* Record extracts

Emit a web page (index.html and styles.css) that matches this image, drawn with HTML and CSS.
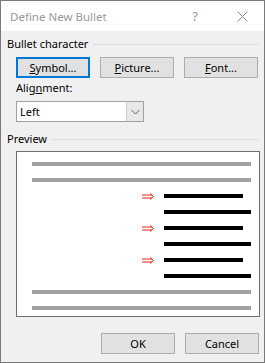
FILE: index.html
```html
<!DOCTYPE html>
<html>
<head>
<meta charset="utf-8">
<link rel="stylesheet" href="styles.css">
</head>
<body>
<div class="window">
  <div class="titlebar">
    <span class="title">Define New Bullet</span>
    <span class="help">?</span>
    <svg class="close" width="11" height="11" viewBox="0 0 11 11"><path d="M0.5 0.5 L10.5 10.5 M10.5 0.5 L0.5 10.5" stroke="#8a8a8a" stroke-width="1" fill="none"/></svg>
  </div>
  <div class="body">
    <div class="legend">Bullet character</div>
    <div class="btnrow">
      <button class="btn focused"><u>S</u>ymbol...</button>
      <button class="btn"><u>P</u>icture...</button>
      <button class="btn"><u>F</u>ont...</button>
    </div>
    <div class="label">Alig<u>n</u>ment:</div>
    <div class="select">
      <span class="seltext">Left</span>
      <span class="seldrop"><svg width="9" height="6" viewBox="0 0 9 6"><path d="M0.5 1 L4.5 5 L8.5 1" stroke="#606060" fill="none"/></svg></span>
    </div>
    <div class="legend preview-legend">Preview</div>
    <div class="preview">
      <div class="gl"></div>
      <div class="gl"></div>
      <div class="brow"><svg class="arrow" width="13" height="7" viewBox="0 0 13 7"><path d="M0 2 H10 M0 5 H10 M8 0.5 L11.5 3.5 L8 6.5" stroke="#e3241b" stroke-width="1" fill="none"/></svg><div class="bl short"></div></div>
      <div class="bl full"></div>
      <div class="brow"><svg class="arrow" width="13" height="7" viewBox="0 0 13 7"><path d="M0 2 H10 M0 5 H10 M8 0.5 L11.5 3.5 L8 6.5" stroke="#e3241b" stroke-width="1" fill="none"/></svg><div class="bl short"></div></div>
      <div class="bl full"></div>
      <div class="brow"><svg class="arrow" width="13" height="7" viewBox="0 0 13 7"><path d="M0 2 H10 M0 5 H10 M8 0.5 L11.5 3.5 L8 6.5" stroke="#e3241b" stroke-width="1" fill="none"/></svg><div class="bl short"></div></div>
      <div class="bl full"></div>
      <div class="gl"></div>
      <div class="gl"></div>
    </div>
    <div class="footer">
      <button class="btn">OK</button>
      <button class="btn">Cancel</button>
    </div>
  </div>
</div>
</body>
</html>
```
FILE: styles.css
```css
html, body {
  margin: 0;
  padding: 0;
  background: #ffffff;
}
body {
  width: 265px;
  height: 363px;
  font-family: "Noto Sans", "Open Sans", sans-serif;
  font-size: 11px;
  color: #000;
}
.window {
  box-sizing: border-box;
  width: 265px;
  height: 363px;
  border: 1px solid #7a7a7a;
  background: #f0f0f0;
  display: flex;
  flex-direction: column;
}
.titlebar {
  height: 30px;
  background: #ffffff;
  display: flex;
  align-items: center;
  padding-left: 9px;
}
.title {
  color: #999999;
  font-size: 11.5px;
  flex: 1;
}
.help {
  color: #999999;
  font-size: 13px;
  margin-right: 39px;
}
.close {
  margin-right: 16px;
}
.body {
  padding: 0 5px 0 6px;
  display: flex;
  flex-direction: column;
}
.legend {
  display: flex;
  align-items: center;
  height: 14px;
  line-height: 14px;
  margin-top: 6px;
}
.legend::after {
  content: "";
  flex: 1;
  height: 1px;
  background: #dcdcdc;
  margin-left: 5px;
}
.btnrow {
  display: flex;
  gap: 10px;
  margin: 6px 0 0 9px;
}
.btn {
  box-sizing: border-box;
  width: 74px;
  height: 21px;
  background: #e1e1e1;
  border: 1px solid #adadad;
  font-family: inherit;
  font-size: 11px;
  color: #000;
  padding: 0;
  line-height: 18px;
}
.btn.focused {
  border: 2px solid #0078d7;
}
.label {
  margin: 3px 0 0 9px;
  height: 14px;
  line-height: 14px;
}
.select {
  box-sizing: border-box;
  margin: 6px 0 0 9px;
  width: 128px;
  height: 21px;
  background: #fff;
  border: 1px solid #a0a0a0;
  display: flex;
}
.seltext {
  flex: 1;
  padding-left: 3px;
  line-height: 19px;
}
.seldrop {
  width: 16px;
  background: #e8e8e8;
  border-left: 1px solid #d0d0d0;
  display: flex;
  align-items: center;
  justify-content: center;
}
.preview-legend {
  margin-top: 10px;
}
.preview {
  box-sizing: border-box;
  margin: 5px 0 0 9px;
  width: 244px;
  height: 166px;
  background: #fff;
  border: 1px solid #6e6e6e;
  padding: 10px 0 6px 0;
  display: flex;
  flex-direction: column;
  gap: 12px;
}
.gl {
  height: 4px;
  width: 219px;
  margin-left: 15px;
  background: #a0a0a0;
}
.brow {
  height: 4px;
  display: flex;
  align-items: center;
  padding-left: 125px;
  gap: 9px;
}
.arrow {
  flex: none;
}
.bl {
  height: 4px;
  background: #000;
}
.bl.short {
  width: 79px;
}
.bl.full {
  width: 87px;
  margin-left: 147px;
}
.footer {
  display: flex;
  justify-content: flex-end;
  gap: 10px;
  margin-top: 16px;
  padding-right: 0;
}
```
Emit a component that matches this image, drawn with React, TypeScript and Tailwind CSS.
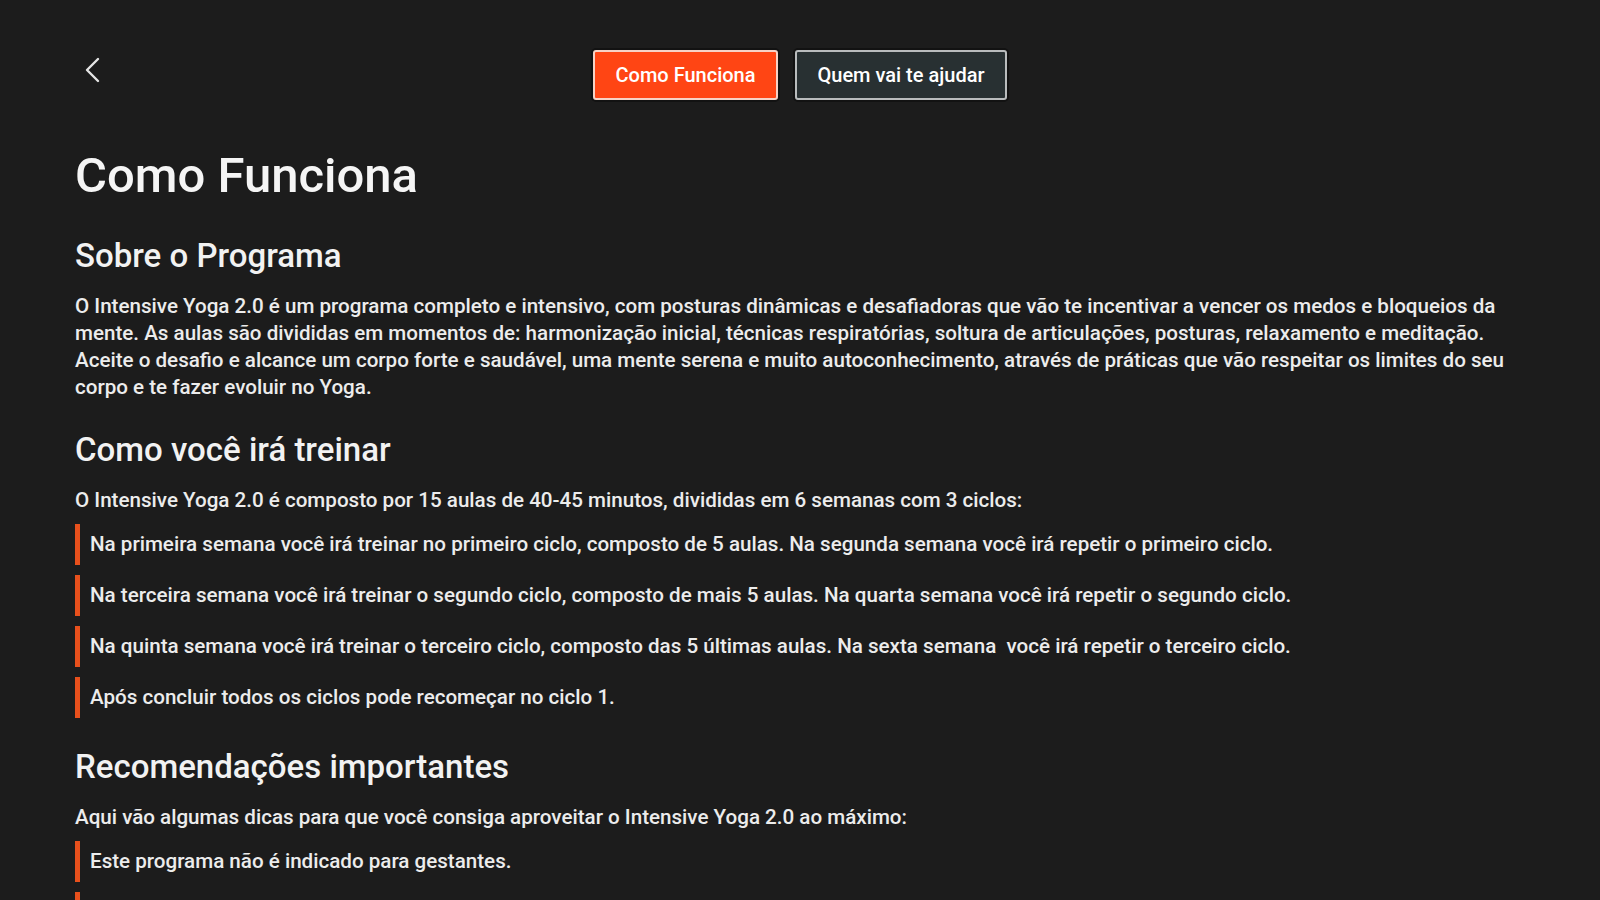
import React, { useState } from 'react';

type Tab = 'como' | 'quem';

const sections = {
    sobre:
        'O Intensive Yoga 2.0 é um programa completo e intensivo, com posturas dinâmicas e desafiadoras que vão te incentivar a vencer os medos e bloqueios da mente. As aulas são divididas em momentos de: harmonização inicial, técnicas respiratórias, soltura de articulações, posturas, relaxamento e meditação. Aceite o desafio e alcance um corpo forte e saudável, uma mente serena e muito autoconhecimento, através de práticas que vão respeitar os limites do seu corpo e te fazer evoluir no Yoga.',
    treinoIntro:
        'O Intensive Yoga 2.0 é composto por 15 aulas de 40-45 minutos, divididas em 6 semanas com 3 ciclos:',
    treino: [
        'Na primeira semana você irá treinar no primeiro ciclo, composto de 5 aulas. Na segunda semana você irá repetir o primeiro ciclo.',
        'Na terceira semana você irá treinar o segundo ciclo, composto de mais 5 aulas. Na quarta semana você irá repetir o segundo ciclo.',
        'Na quinta semana você irá treinar o terceiro ciclo, composto das 5 últimas aulas. Na sexta semana  você irá repetir o terceiro ciclo.',
        'Após concluir todos os ciclos pode recomeçar no ciclo 1.',
    ],
    recIntro: 'Aqui vão algumas dicas para que você consiga aproveitar o Intensive Yoga 2.0 ao máximo:',
    rec: [
        'Este programa não é indicado para gestantes.',
        'Respeite os limites do seu corpo e evolua no seu ritmo.',
    ],
};

const BackIcon = () => (
    <svg width="18" height="26" viewBox="0 0 18 26" fill="none">
        <polyline points="15,2 4,13 15,24" stroke="#e5e5e5" strokeWidth="2.4" strokeLinecap="round" strokeLinejoin="round" />
    </svg>
);

const Heading = ({ children }: { children: React.ReactNode }) => (
    <h2 className="mt-[30px] text-[33px] leading-[38px] font-medium text-[#f2f2f2]">{children}</h2>
);

const Paragraph = ({ children }: { children: React.ReactNode }) => (
    <p className="mt-[18px] text-[20.6px] leading-[27px] font-medium text-[#ececec]">{children}</p>
);

const Bullets = ({ items }: { items: string[] }) => (
    <ul className="mt-[10px] flex flex-col gap-[10px]">
        {items.map((item, i) => (
            <li key={i} className="border-l-[5px] border-[#e8501c] pl-[10px] py-[7px] text-[20.6px] leading-[27px] font-medium text-[#ececec] whitespace-pre-wrap">
                {item}
            </li>
        ))}
    </ul>
);

export default function App() {
    const [tab, setTab] = useState<Tab>('como');

    return (
        <div className="min-h-screen bg-[#1c1c1c] text-white" style={{ fontFamily: 'Roboto, "Noto Sans", sans-serif' }}>
            <header className="grid grid-cols-[1fr_auto_1fr] items-start px-[75px] pt-[50px]">
                <button className="justify-self-start pl-[8px] pt-[7px]">
                    <BackIcon />
                </button>
                <div className="flex gap-[17px]">
                    <button
                        onClick={() => setTab('como')}
                        className={
                            tab === 'como'
                                ? 'h-[50px] w-[185px] rounded-[3px] border-2 border-[#f6d2c6] bg-[#ff4514] text-[20px] font-medium text-white shadow-[0_0_0_2px_#121212]'
                                : 'h-[50px] w-[185px] rounded-[3px] border-2 border-[#b9bcbd] bg-[#283032] text-[20px] font-medium text-white shadow-[0_0_0_2px_#121212]'
                        }
                    >
                        Como Funciona
                    </button>
                    <button
                        onClick={() => setTab('quem')}
                        className={
                            tab === 'quem'
                                ? 'h-[50px] w-[212px] rounded-[3px] border-2 border-[#f6d2c6] bg-[#ff4514] text-[20px] font-medium text-white shadow-[0_0_0_2px_#121212]'
                                : 'h-[50px] w-[212px] rounded-[3px] border-2 border-[#b9bcbd] bg-[#283032] text-[20px] font-medium text-white shadow-[0_0_0_2px_#121212]'
                        }
                    >
                        Quem vai te ajudar
                    </button>
                </div>
                <div />
            </header>

            <main className="px-[75px] pb-10">
                <h1 className="mt-[46px] text-[49px] leading-[60px] font-medium text-[#f5f5f5]">Como Funciona</h1>

                <h2 className="mt-[31px] text-[33px] leading-[38px] font-medium text-[#f2f2f2]">Sobre o Programa</h2>
                <Paragraph>{sections.sobre}</Paragraph>

                <Heading>Como você irá treinar</Heading>
                <Paragraph>{sections.treinoIntro}</Paragraph>
                <Bullets items={sections.treino} />

                <Heading>Recomendações importantes</Heading>
                <Paragraph>{sections.recIntro}</Paragraph>
                <Bullets items={sections.rec} />
            </main>
        </div>
    );
}
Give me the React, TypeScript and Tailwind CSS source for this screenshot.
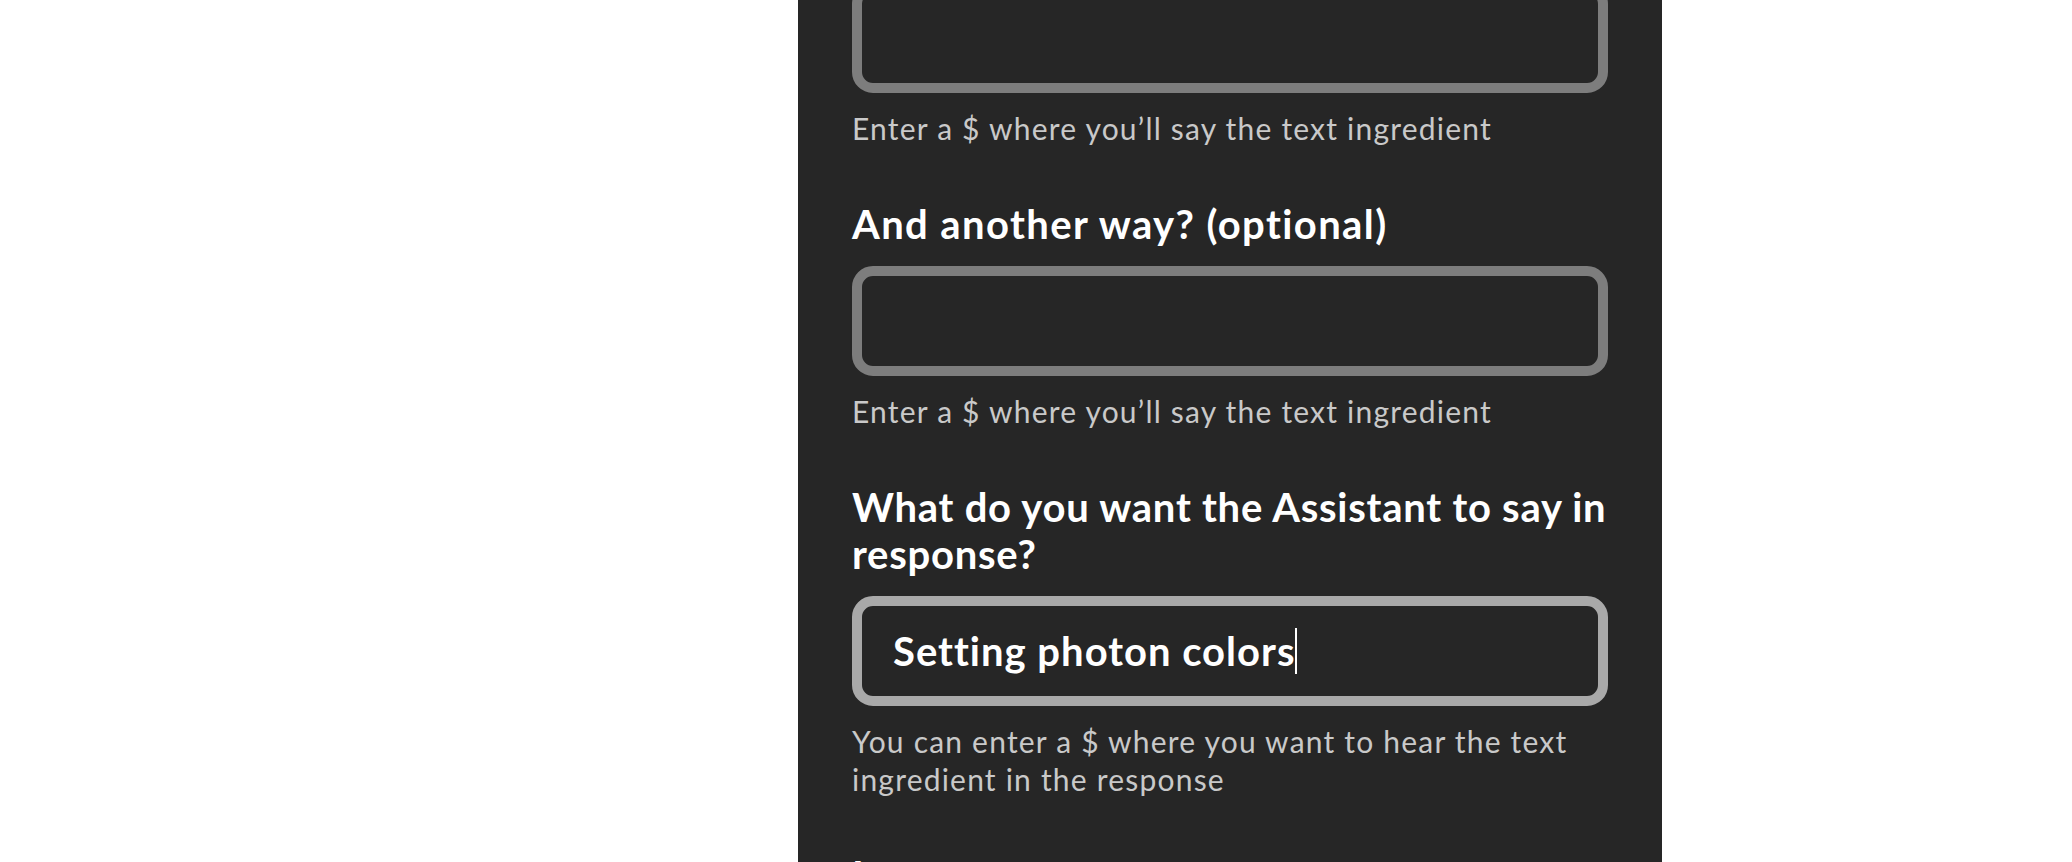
import React from "react";

const font = { fontFamily: '"Lato", "Noto Sans", sans-serif' };

function Label({ children, track }: { children: React.ReactNode; track: string }) {
  return (
    <div
      className={
        "text-[40px] leading-[47px] font-bold text-white mb-[18px] whitespace-nowrap " + track
      }
    >
      {children}
    </div>
  );
}

function Helper({ children }: { children: React.ReactNode }) {
  return (
    <div className="text-[30px] leading-[38px] text-[#c9c9c9] tracking-[1.2px]">{children}</div>
  );
}

function Input({ value, focused }: { value?: string; focused?: boolean }) {
  return (
    <div
      className={
        "h-[110px] rounded-[21px] border-[10px] flex items-center pl-[31px] mb-[16px] " +
        (focused ? "border-[#a9a9a9]" : "border-[#7d7d7d]")
      }
    >
      {value ? (
        <>
          <span className="text-[40px] font-bold text-white leading-none tracking-[1px]">{value}</span>
          <span className="w-[2px] h-[46px] bg-white" />
        </>
      ) : null}
    </div>
  );
}

export default function App() {
  return (
    <div className="w-[2072px] h-[862px] bg-white overflow-hidden" style={font}>
      <div className="ml-[798px] w-[864px] h-[862px] bg-[#262626] px-[54px] flex flex-col overflow-hidden">
        <div className="-mt-[17px]">
          <Input />
          <Helper>Enter a $ where you’ll say the text ingredient</Helper>

          <div className="mt-[54px]">
            <Label track="tracking-[1.4px]">And another way? (optional)</Label>
            <Input />
            <Helper>Enter a $ where you’ll say the text ingredient</Helper>
          </div>

          <div className="mt-[54px]">
            <Label track="tracking-[0.75px]">
              What do you want the Assistant to say in
              <br />
              response?
            </Label>
            <Input value="Setting photon colors" focused />
            <Helper>
              You can enter a $ where you want to hear the text ingredient in the response
            </Helper>
          </div>

          <div className="mt-[54px]">
            <Label track="tracking-[1px]">Language</Label>
          </div>
        </div>
      </div>
    </div>
  );
}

* Written request
Return the material from the line containing "Emit a component" through the line containing "type Tab = 'como' | 'quem';", exactly and in full, but without its pictures.

* Final result
Emit a component that matches this image, drawn with React, TypeScript and Tailwind CSS.
import React, { useState } from 'react';

type Tab = 'como' | 'quem';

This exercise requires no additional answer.